In this case, the trial court in its December 27, 2012 opinion and order found Charron to be in civil contempt and stated, in relevant part:

The sanction of compensation for Plaintiff Glenn Morris must be imposed in a manner that reflects economic reality. Here, Plaintiff Glenn Morris logically should receive compensation for loss of value to MSG from the entities that dispossessed him of that value, i.e., MSG and [Charron & Hanisch]. The appropriate sanction for Attorney Charron, in contrast, involves a civil contempt sanction in the form of a compensatory award of attorney fees, other costs, or both, that Plaintiff Glenn Morris incurred in pursuing civil contempt against Attorney Charron. Therefore, the Court shall direct Attorney Charron to compensate Plaintiff Glenn Morris for the attorney fees and costs he incurred in the contempt trial that took place in 2011. This sanction cannot yet be assessed, in part because the Court lacks all of the information necessary to compute that remedy and in part because Attorney Charron is entitled to an evidentiary hearing at which he may challenge the fees and costs claimed by Plaintiff Glenn Morris.

Summarizing its holdings, the trial court further stated, “Attorney David Charron is responsible for the amount of reasonable attorney fees and costs incurred by Plaintiff Glenn Morris in connection with this contempt proceeding.”
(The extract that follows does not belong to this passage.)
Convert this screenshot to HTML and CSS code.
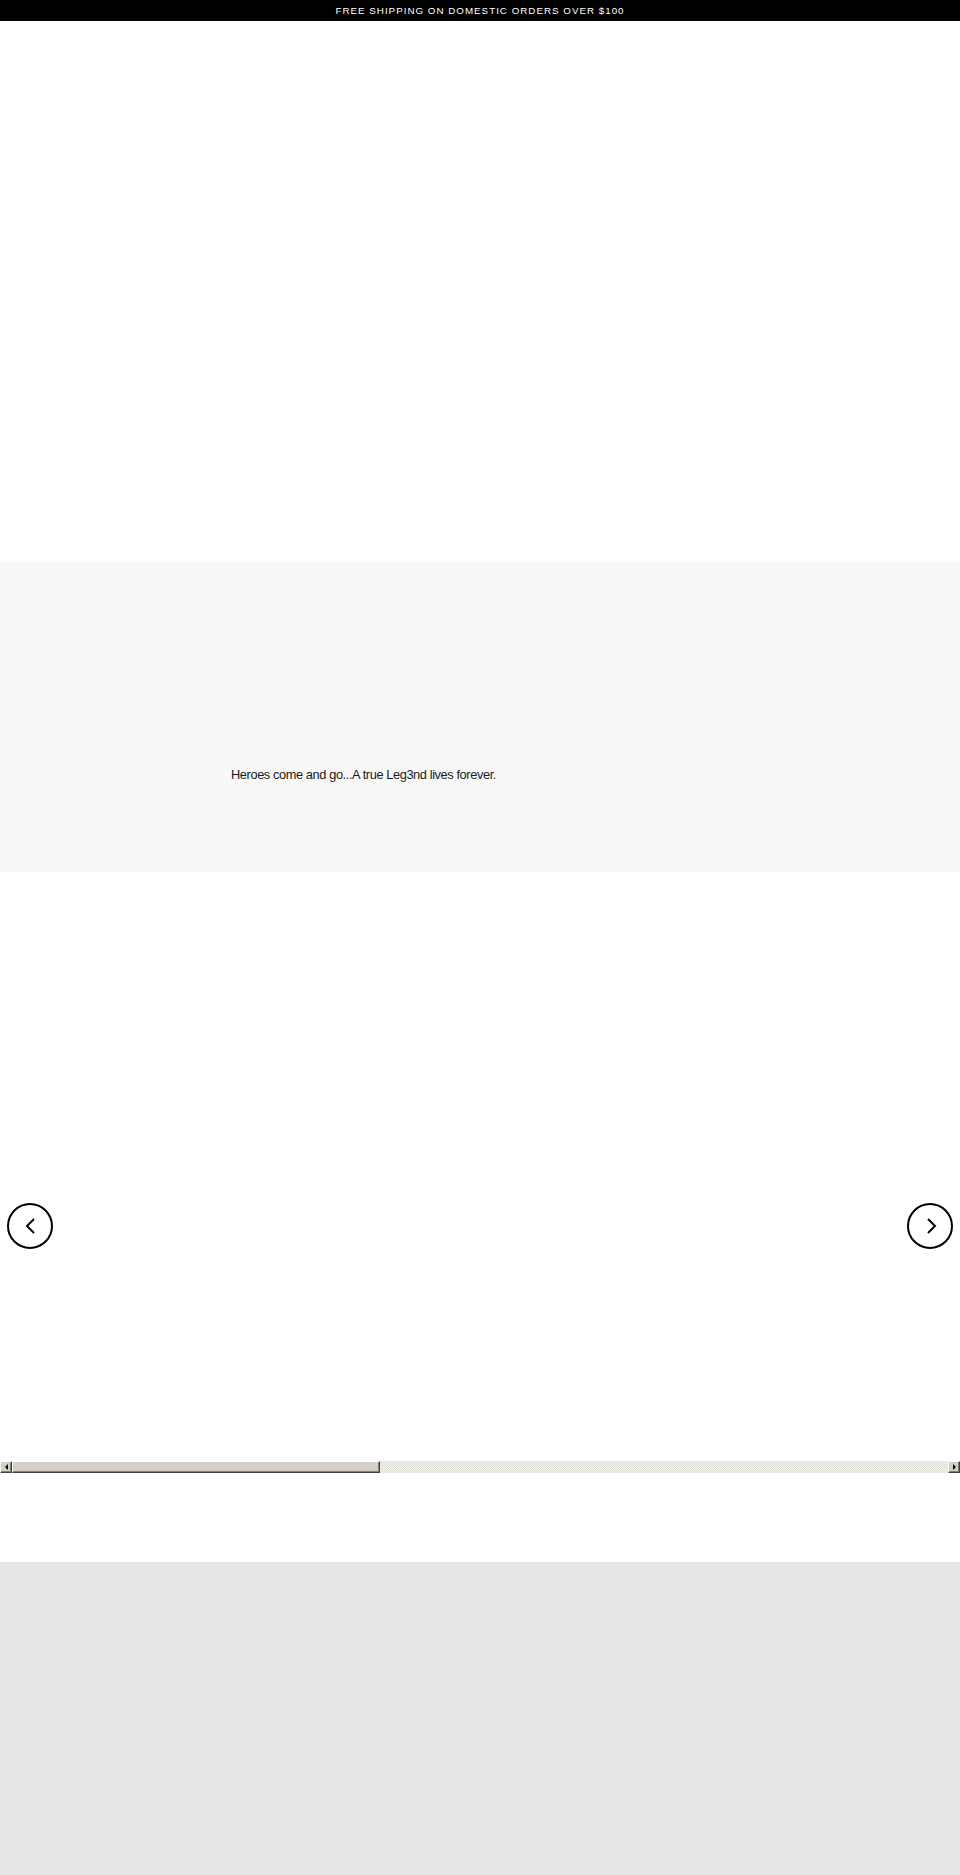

“A court may issue an order to pay compensation for actual loss or injury caused by a contemnor’s misconduct.” In re Contempt of United Stationers Supply Co, 239 Mich App 496, 500; 608 NW2d 105 (2000). Compensatory civil contempt sanctions are codified in MCL 600.1721, which states:

If the alleged misconduct has caused an actual loss or injury to any person the court shall order the defendant to pay such person a sufficient sum to indemnify him, in addition to the other penalties which are imposed upon the defendant. The payment and acceptance of this sum is an absolute bar to any action by the aggrieved party to recover damages for the loss or injury.